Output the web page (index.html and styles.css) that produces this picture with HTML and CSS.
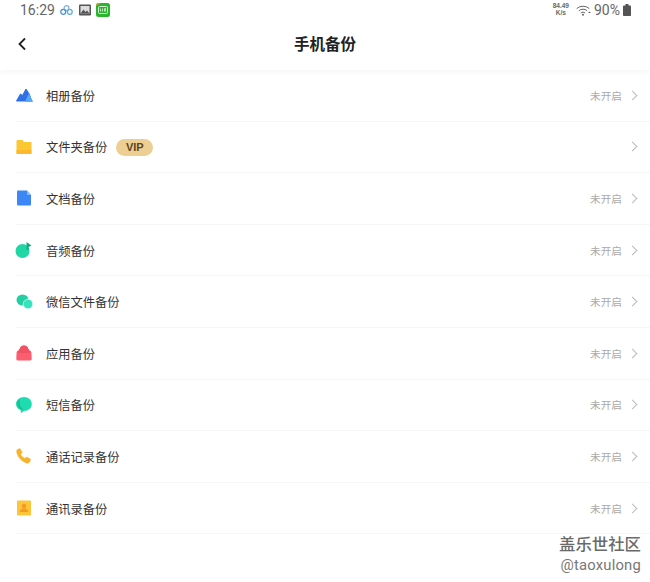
FILE: index.html
```html
<!DOCTYPE html>
<html lang="zh">
<head>
<meta charset="utf-8">
<title>手机备份</title>
<link rel="stylesheet" href="styles.css">
</head>
<body>
<div class="page">
  <header class="top">
    <div class="status">
      <span class="time">16:29</span>
      <svg class="s-ic" width="15" height="12" viewBox="0 0 16 12"><g fill="none" stroke-width="1.3"><circle cx="8" cy="4" r="2.6" stroke="#7fb2e0"/><circle cx="4.5" cy="8" r="2.6" stroke="#4a8fd0"/><circle cx="11.5" cy="8" r="2.6" stroke="#5ab0c8"/></g></svg>
      <svg class="s-ic" width="12" height="12" viewBox="0 0 12 12"><rect width="12" height="11" y=".5" rx="1" fill="#555"/><rect x="1.5" y="2" width="9" height="7.5" fill="#ddd"/><path d="M1.5 9.5l3-4 2 2.500 1.500-1.500 2.500 3z" fill="#555"/></svg>
      <svg class="s-ic" width="14" height="14" viewBox="0 0 14 14"><rect width="14" height="14" rx="2.500" fill="#2bb52f"/><path d="M0 3Q0 0 3 0h2z" fill="#e8903a"/><rect x="2.500" y="3.500" width="9" height="7" rx="1" fill="none" stroke="#d8f5d8"/><path d="M4.500 5.500v3M6.500 5.500v3M8.500 8.500v-3h1v3" stroke="#d8f5d8" stroke-width=".8" fill="none"/></svg>
      <span class="spacer"></span>
      <span class="speed">84.49<br>K/s</span>
      <svg class="wifi" width="15" height="11" viewBox="0 0 15 11"><g fill="none" stroke="#666" stroke-width="1"><path d="M.7 3.600a9.500 9.500 0 0 1 12.600 0"/><path d="M2.800 5.800a6.300 6.300 0 0 1 8.400 0"/><path d="M4.800 8a3.300 3.300 0 0 1 4.400 0"/></g><circle cx="7" cy="9.800" r="1" fill="#666"/><path d="M12 8l1.500-1.500L15 8z" fill="#666"/></svg>
      <span class="pct">90%</span>
      <svg class="batt" width="8" height="12" viewBox="0 0 8 12"><rect x="2.500" width="3" height="2" fill="#555"/><rect y="1.500" width="8" height="10.500" rx=".8" fill="#555"/></svg>
    </div>
    <div class="nav">
      <svg class="back" width="10" height="14" viewBox="0 0 10 14"><path d="M8 1.500L2.500 7 8 12.500" fill="none" stroke="#222" stroke-width="1.800"/></svg>
      <h1 class="title">手机备份</h1>
    </div>
  </header>
  <ul class="list">
    <li class="row">
      <svg class="ic" width="18" height="18" viewBox="0 0 18 18"><path d="M1.500 15L5.500 8l2 1.500L11 3l3.500 5.500L16.500 15z" fill="#2f6fe8" stroke="#2f6fe8" stroke-linejoin="round"/><path d="M10.500 15.500l3.300-7 3.700 7z" fill="#55aaf5" stroke="#55aaf5" stroke-linejoin="round"/></svg>
      <span class="label">相册备份</span><span class="state">未开启</span><span class="chev"></span>
    </li>
    <li class="row">
      <svg class="ic" width="18" height="18" viewBox="0 0 18 18"><path d="M2.500 2h5L9 4h6.500a1 1 0 0 1 1 1v10a1 1 0 0 1-1 1h-13a1 1 0 0 1-1-1V3a1 1 0 0 1 1-1z" fill="#fbc833"/><path d="M1.500 12h15v3a1 1 0 0 1-1 1h-13a1 1 0 0 1-1-1z" fill="#fdb92e"/></svg>
      <span class="label">文件夹备份</span><span class="vip">VIP</span><span class="state"></span><span class="chev"></span>
    </li>
    <li class="row">
      <svg class="ic" width="18" height="18" viewBox="0 0 18 18"><path d="M3 1.500h9l4 4.500v9.500a1 1 0 0 1-1 1H3a1 1 0 0 1-1-1v-13a1 1 0 0 1 1-1z" fill="#3d86f5"/><path d="M12 1.500l4 4.500h-4z" fill="#8bbcf9"/></svg>
      <span class="label">文档备份</span><span class="state">未开启</span><span class="chev"></span>
    </li>
    <li class="row">
      <svg class="ic" width="18" height="18" viewBox="0 0 18 18"><circle cx="7.500" cy="10" r="7" fill="#20d6a5"/><path d="M11.500 8.500V1l5 3.500-3 1.500v3z" fill="#17a884"/></svg>
      <span class="label">音频备份</span><span class="state">未开启</span><span class="chev"></span>
    </li>
    <li class="row">
      <svg class="ic" width="18" height="18" viewBox="0 0 18 18"><ellipse cx="7.500" cy="7" rx="6" ry="5.500" fill="#23cfa2"/><circle cx="13" cy="11" r="4.800" fill="#37e3bd" stroke="#fff" stroke-width=".6"/></svg>
      <span class="label">微信文件备份</span><span class="state">未开启</span><span class="chev"></span>
    </li>
    <li class="row">
      <svg class="ic" width="18" height="18" viewBox="0 0 18 18"><path d="M6 2.500Q9 .5 12 2.500L14 6c1.500.5 2.300 1.300 2.400 2.500l.3 6.300a1.500 1.500 0 0 1-1.500 1.700H2.800a1.500 1.500 0 0 1-1.500-1.700l.3-6.300C1.700 7.300 2.500 6.500 4 6z" fill="#fb5f6f"/><path d="M6 2.500Q9 .5 12 2.500L14 6 14.500 9h-11L4 6z" fill="#ef5262"/></svg>
      <span class="label">应用备份</span><span class="state">未开启</span><span class="chev"></span>
    </li>
    <li class="row">
      <svg class="ic" width="18" height="18" viewBox="0 0 18 18"><path d="M9 1c4.400 0 7.800 3 7.800 7s-3.400 7-7.800 7l-3.200 2.300V14.300C3 13 1 10.800 1 8c0-4 3.600-7 8-7z" fill="#1fdcb0"/><path d="M5 3c-2 1-3 3-3 5 0 2.500 2 4.500 4 5.500l3 .5c-3-2-5-6-4-11z" fill="#15c296"/></svg>
      <span class="label">短信备份</span><span class="state">未开启</span><span class="chev"></span>
    </li>
    <li class="row">
      <svg class="ic" width="18" height="18" viewBox="0 0 18 18"><path d="M2 2.800L5 1.500l2.300 4-1.800 1.500c.8 2 2.300 3.500 4.500 4.600l1.600-1.700 4 2.400-1 2.700c-.5 1-2 1.400-3 1C7 14.500 3 10.500 1.800 5.500c-.2-1 0-2 .2-2.700z" fill="#f5b32c" stroke="#f5b32c" stroke-width=".6" stroke-linejoin="round"/></svg>
      <span class="label">通话记录备份</span><span class="state">未开启</span><span class="chev"></span>
    </li>
    <li class="row">
      <svg class="ic" width="18" height="18" viewBox="0 0 18 18"><rect x="2" y="1.500" width="14" height="15" rx="1" fill="#fcc53a"/><circle cx="9" cy="7" r="2.300" fill="#f59a25"/><path d="M4.500 13c.5-2.500 2.500-3.500 4.500-3.500s4 1 4.500 3.500z" fill="#f59a25"/></svg>
      <span class="label">通讯录备份</span><span class="state">未开启</span><span class="chev"></span>
    </li>
  </ul>
  <div class="mark">
    <div class="mark-title">盖乐世社区</div>
    <div class="mark-user">@taoxulong</div>
  </div>
</div>
</body>
</html>
```
FILE: styles.css
```css
* { box-sizing: border-box; }
html, body { margin: 0; padding: 0; }
body {
  width: 650px;
  height: 582px;
  overflow: hidden;
  background: #fff;
  font-family: "Noto Sans CJK SC", "Liberation Sans", sans-serif;
}
.page { position: relative; height: 582px; }
.top {
  height: 70px;
  box-shadow: 0 1px 6px rgba(0, 0, 0, 0.05);
  position: relative;
}
.status {
  height: 20px;
  padding: 0 19px 0 20px;
  display: flex;
  align-items: center;
  color: #666;
}
.time {
  font: 14px/20px Roboto, sans-serif;
  margin-right: 4px;
}
.s-ic { margin-right: 5px; flex: none; }
.spacer { flex: 1; }
.speed {
  font: bold 6.500px/6.500px "Liberation Sans", sans-serif;
  text-align: center;
  color: #666;
  margin-right: 7px;
  margin-top: -1px;
}
.wifi { margin-right: 3px; }
.pct { font: 14px/20px Roboto, sans-serif; margin-right: 3px; }
.nav {
  height: 50px;
  position: relative;
  display: flex;
  align-items: center;
  justify-content: center;
}
.back { position: absolute; left: 17px; top: 17px; }
.title {
  margin: -4px 0 0;
  font-size: 15.500px;
  font-weight: 700;
  color: #222;
}
.list { list-style: none; margin: 0; padding: 0 0 0 16px; }
.row {
  height: 51.600px;
  display: flex;
  align-items: center;
  border-bottom: 1px solid #f6f6f6;
  padding-right: 12px;
}
.ic { flex: none; margin-right: 13px; margin-left: -1px; }
.label { font-size: 12.250px; color: #333; margin-top: 1px; }
.vip {
  margin-left: 9px;
  width: 37px;
  height: 17px;
  border-radius: 9px;
  background: #edcf94;
  color: #5c4520;
  font: bold 11px/17px "Liberation Sans", sans-serif;
  text-align: center;
  margin-top: 2px;
}
.state { margin-left: auto; font-size: 10.670px; color: #aaa; }
.chev {
  width: 7px;
  height: 7px;
  margin: 0 2px 0 7px;
  border-top: 1px solid #bbb;
  border-right: 1px solid #bbb;
  transform: rotate(45deg);
}
.mark {
  position: absolute;
  right: 9px;
  bottom: 8px;
  text-align: right;
}
.mark-title { font-size: 16.400px; line-height: 20px; font-weight: 500; color: #6a6a6a; margin-bottom: 3px; }
.mark-user { font: 14.800px/18px Roboto, sans-serif; letter-spacing: 0.2px; color: #777; }
```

◆ ◆ ◆ ◆ ◆ ◆ ◆

From the material above, gather all lines that include the string "page" and copy them.

WRITTEN REPLY:
Output the web page (index.html and styles.css) that produces this picture with HTML and CSS.
<div class="page">
.page { position: relative; height: 582px; }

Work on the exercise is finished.